At most Indian dining tables, we first reach for roti while it’s soft, rice while it’s steaming — carbs first, almost instinctively. But emerging research suggests that this is what may be setting off the post-lunch fog, energy dips and 4pm cravings. The fix isn’t cutting carbs or shrinking your portions. It’s sequencing them. The idea comes from a 2025 study published in the Asia Pacific Journal of Clinical Nutrition, in which researchers led by Dr Saeko Imai asked patients with type 2 diabetes to simply eat vegetables before carbs. No food bans. No calorie math. Two years later, their HbA1c levels dropped from 8.3% to 6.8%.
Most good-eating guides advocate something similar: Eat your fibre first, follow with protein and fats, and leave the carbs for last. The order slows how quickly glucose enters the bloodstream, it softens blood sugar spikes and keeps you fuller for longer.
So, how does that play out in carb-loving India? Prateek Kumar, nutritionist and founder of Fitcru, and Veena V, chief clinical dietician and head of the department of clinical nutrition and dietetics at Aster Whitefield Hospital, Bengaluru, break it down.
Look for the bulk. It’s not in the rice or roti. Kumar recommends beginning with raw salad — cucumber, carrot, tomato — or with cooked, low-starch vegetables such as bhindi, gourds, cabbage or French beans. “Eating vegetables first slows digestion because fibre forms a natural buffer in the gut,” he says. Veena adds that fibre reduces the speed of glucose absorption. Even four or five bites of salad or veg eaten on their own can deliver steadier energy and improved satiety over time.
Make protein matter. Next, eat rajma, chole, paneer, tofu, curd, eggs, meat or fish. “Eating protein after fibre improves fullness and supports metabolic function,” Kumar says. It means that by the time you get to the carbs – you’ll want less rice, potato and roti. Sequencing does not eliminate carbohydrates. It ensures they arrive when your body is prepared to handle them efficiently.

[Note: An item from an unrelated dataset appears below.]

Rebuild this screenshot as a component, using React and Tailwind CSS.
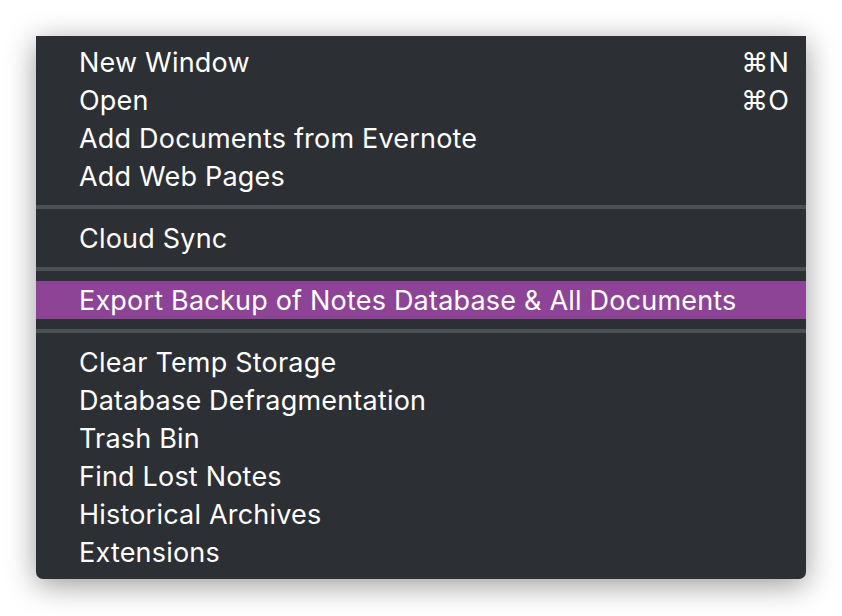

Close with carbs. Make a palm-sized portion of rice, one roti, or a modest serving of potatoes the concluding act rather than the opening one. It reduces the sharp spikes that occur when starch is consumed in isolation. Over time, the benefits compound, fewer mid-afternoon crashes, more consistent energy levels, and reduced cravings.
Prep properly. Kumar suggests visualising half your plate as vegetables, one quarter as protein, and the remaining quarter as carbohydrates. It flips the way Indian food is typically served. But it reduces decision fatigue at the table and encourages moderation without restriction. Veena recommend that diners fill half the plate with non-starchy vegetables and avoid making underground vegetables the main component. Mix besan, soya flour or millet flour into chapati dough. Blend powdered nuts and seeds into dosa batter. They’ll reduce the carb content.
When it comes to khichdi, poha, pulao, wraps or stuffed parathas, Kumar recommends a preload strategy. “Have a small bowl of salad or a glass of chaas before eating these,” he suggests.
Watch the snacks. Fruit, biscuits with chai, or handfuls of namkeen may seem harmless, but can cause rapid blood sugar fluctuations when consumed without protein or fibre. Pair fruit with almonds. Replace biscuits with roasted chana alongside tea. Add extra chana and vegetables to chaat and reduce sev. Follow the same principle at a wedding buffet or a restaurant. Salad before starters; lots of nuts and dahi; carbs at the end. And even with a late-night dinner, or a hurried Swiggy order, focus on sabzi and protein. “Carbohydrates should be the smallest portion at night,” Kumar advises. Give the habit time to form, it’s easier than doing complex calorie counting every time you eat.